Kentaro Miura, Panel from Berserk Manga, 1989-1992
For the Dark Souls series, Berserk isn’t just an influence, it is a mirror image. The world of the Souls games may not have the same pulpy feel as Miura’s work, but it possesses the same appetite for rich historical influences recombined into new and powerful images. The visual sophistication of the Souls games doesn’t only come from the talent of its artists or the clarity of their vision, it comes from a willingness to seek inspiration from every source—not just games and pop culture with their readily accessible fantasy tropes. It’s hard to think of another game series that so readily quotes the masters of its art; confidently repurposing the weighty aesthetics and themes of gothic romanticism and yet still maintaining a taste for the weird and the comedic, for parody and perversity. The resulting tapestry only gains from the mixing of Doré’s damned and Kuniyoshi’s demons, Friedrich’s trees and Miura’s swords.

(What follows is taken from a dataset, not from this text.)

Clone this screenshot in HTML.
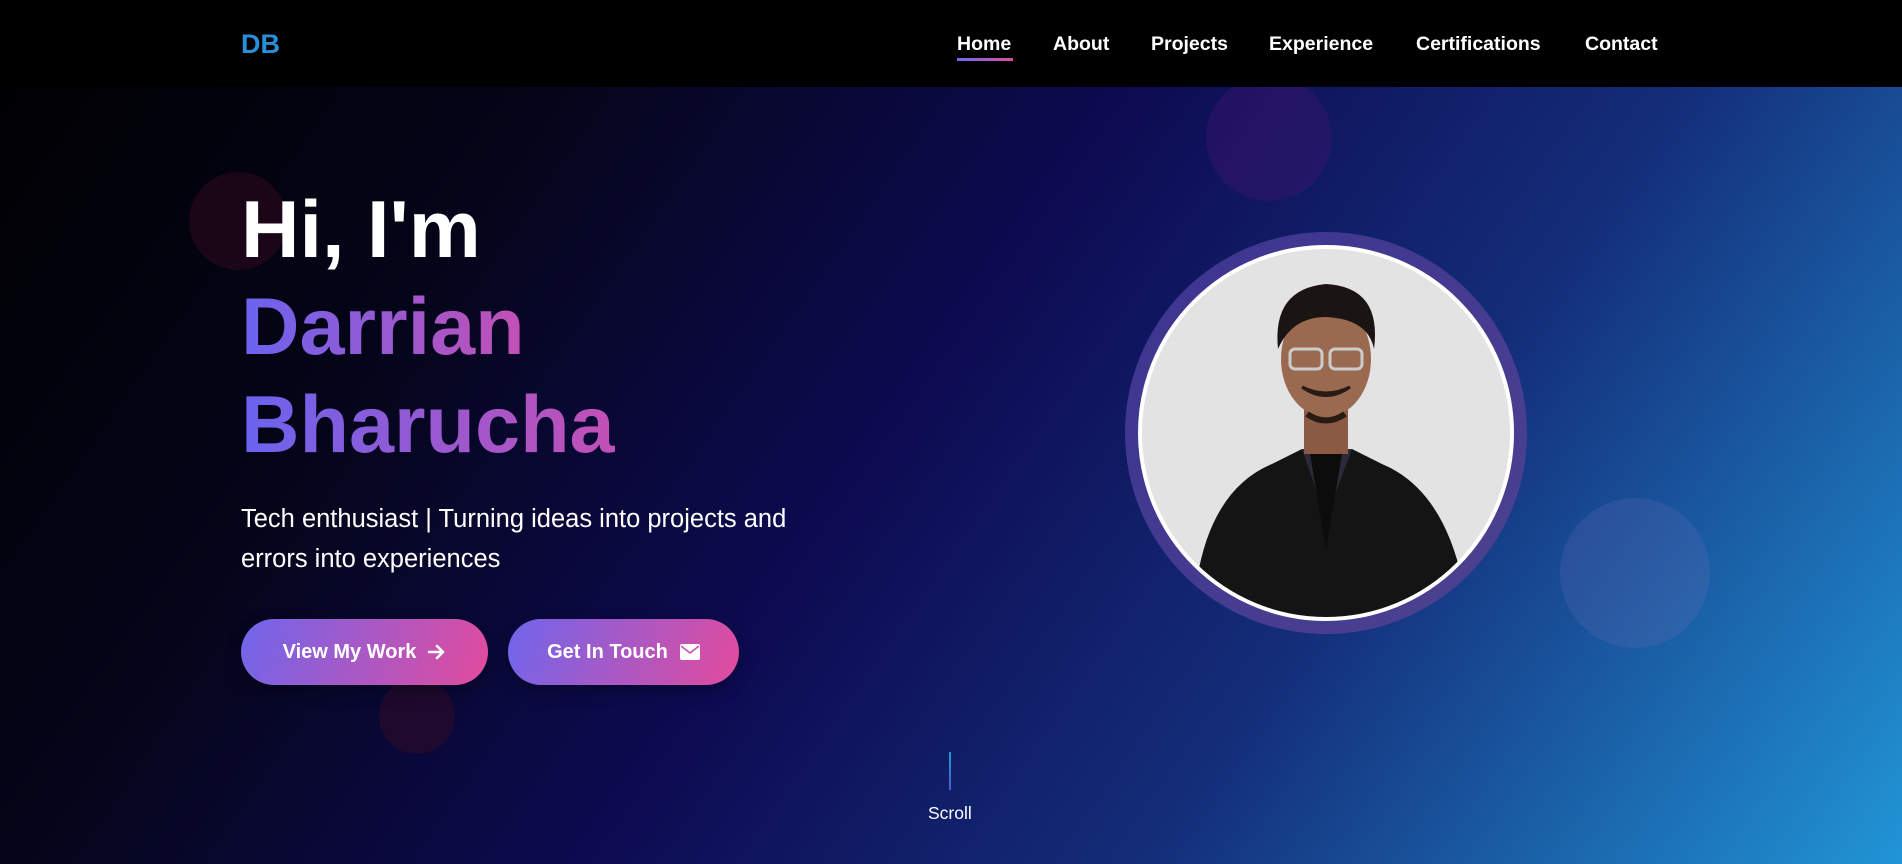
<!DOCTYPE html>
<html><head><meta charset="utf-8"><style>
*{margin:0;padding:0;box-sizing:border-box}
body{width:1902px;height:864px;overflow:hidden;font-family:"Liberation Sans",sans-serif;color:#fff;position:relative;
background:linear-gradient(125deg,#000 0%,#05051a 25%,#0d0b52 48%,#142e7a 70%,#2195d6 100%);}
nav{position:absolute;left:0;top:0;width:1902px;height:87px;background:#000}
.logo{position:absolute;left:241px;top:29px;font-size:27px;font-weight:bold;color:#2a8fd9}
.links a{position:absolute;top:33px;font-size:19.5px;font-weight:bold;color:#fff;text-decoration:none}
.ul{position:absolute;left:957px;top:58px;width:56px;height:3px;background:linear-gradient(90deg,#6d6af0,#e04b9c)}
.b{position:absolute;border-radius:50%}
h1{position:absolute;left:241px;font-size:81px;font-weight:bold;line-height:1}
.g{background:linear-gradient(90deg,#6a63ef,#c350b5);-webkit-background-clip:text;background-clip:text;color:transparent}
.sub{position:absolute;left:241px;top:499px;font-size:25.5px;line-height:40px;width:600px}
.btn{position:absolute;top:619px;height:66px;border-radius:33px;background:linear-gradient(110deg,#6f66ec,#e34b9c);font-size:20px;font-weight:bold;display:flex;align-items:center;justify-content:center;gap:12px;box-shadow:0 6px 16px rgba(0,0,0,.3)}
</style></head><body>
<div class="b" style="left:1206px;top:75px;width:126px;height:126px;background:rgba(60,20,110,.45)"></div>
<div class="b" style="left:189px;top:172px;width:98px;height:98px;background:rgba(50,10,30,.5)"></div>
<div class="b" style="left:379px;top:678px;width:76px;height:76px;background:rgba(45,12,40,.6)"></div>
<div class="b" style="left:1560px;top:498px;width:150px;height:150px;background:rgba(110,110,180,.22)"></div>
<nav><div class="logo">DB</div>
<div class="links"><a style="left:957px">Home</a><a style="left:1053px">About</a><a style="left:1151px">Projects</a><a style="left:1269px">Experience</a><a style="left:1416px">Certifications</a><a style="left:1585px">Contact</a></div>
<div class="ul"></div></nav>
<h1 style="top:190px">Hi, I'm</h1>
<h1 class="g" style="top:287px">Darrian</h1>
<h1 class="g" style="top:385px;padding-bottom:10px">Bharucha</h1>
<div class="sub">Tech enthusiast | Turning ideas into projects and errors into experiences</div>
<div class="btn" style="left:241px;width:247px">View My Work <svg width="18" height="16" viewBox="0 0 18 16"><path d="M1 8h14M9 2l6 6-6 6" stroke="#fff" stroke-width="2.6" fill="none" stroke-linecap="round" stroke-linejoin="round"/></svg></div>
<div class="btn" style="left:508px;width:231px">Get In Touch <svg width="20" height="16" viewBox="0 0 20 16"><rect width="20" height="16" rx="2" fill="#fff"/><path d="M1 2l9 7 9-7" stroke="#c850a8" stroke-width="1.5" fill="none"/></svg></div>
<div class="b" style="left:1125px;top:232px;width:402px;height:402px;background:linear-gradient(135deg,#3c3490,#4c4290)"></div>
<div class="b" style="left:1138px;top:245px;width:376px;height:376px;background:#e3e3e3;border:4px solid #fff;overflow:hidden">
<svg width="368" height="368" viewBox="0 0 368 368">
<path d="M55 330 Q70 240 130 215 L160 200 Q184 220 210 200 L240 215 Q300 240 320 330 L330 368 L40 368Z" fill="#141414"/>
<path d="M160 200 L184 270 L210 200Z" fill="#2a2a3a"/>
<path d="M168 205 L184 300 L200 205Z" fill="#0c0c0c"/>
<rect x="162" y="150" width="44" height="55" fill="#8a5a44"/>
<ellipse cx="184" cy="110" rx="45" ry="58" fill="#9a6a50"/>
<path d="M136 100 Q130 40 184 35 Q240 38 232 100 Q226 70 184 68 Q150 68 136 100Z" fill="#1a1412"/>
<rect x="148" y="100" width="32" height="20" rx="5" fill="none" stroke="#ccc" stroke-width="3"/>
<rect x="188" y="100" width="32" height="20" rx="5" fill="none" stroke="#ccc" stroke-width="3"/>
<path d="M160 138 Q184 155 208 138 Q184 150 160 138" fill="#fff" stroke="#2a1a14" stroke-width="3"/>
<path d="M165 165 Q184 178 203 165" stroke="#2a1a14" stroke-width="6" fill="none"/>
</svg></div>
<div style="position:absolute;left:949px;top:752px;width:2px;height:38px;background:linear-gradient(#1aa0c8,#4a5ad8)"></div>
<div style="position:absolute;left:928px;top:803px;font-size:17.5px">Scroll</div>
</body></html>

And through this process, the Souls games have settled themselves into a tradition that will outlive them.
Kuniyoshi and Doré may have been working in the dying days of their respective forms, but they were also laying the groundwork for what would come next. Ukiyo-e lived on in the birth of manga; illustration in the invention of the graphic novel. The separation of these two masters, at opposite ends of the Earth, has been slowly eroded over decades of fantastic art and fantastic artists, those who saw only connections, and sought to pursue them to their end. It wouldn’t be an exaggeration to think of the world of Dark Souls as a realization of the promise of those two distant greats, and many others between. The hellish congregation of Louis Boulanger’s satanic mass, Kawanabe Kyōsai’s demonic visions of bloody slaughter, the dungeon-like imaginary prisons of Giovanni Piranesi, even the apocalyptic landscapes of John Martin. Traces of all can be found in the DNA of Dark Souls. Not as a single strand, stretching back into the past, but as a vast network, a root system of imagination and inspiration and a desire to pursue the macabre wherever it leads. As Dark Souls 3 suggests, one day this will all be history, stone carvings of another age, and when that happens it will be Souls games that will be seen to have carried the torch, lighting a new path deep into the enticing dark that surrounds us.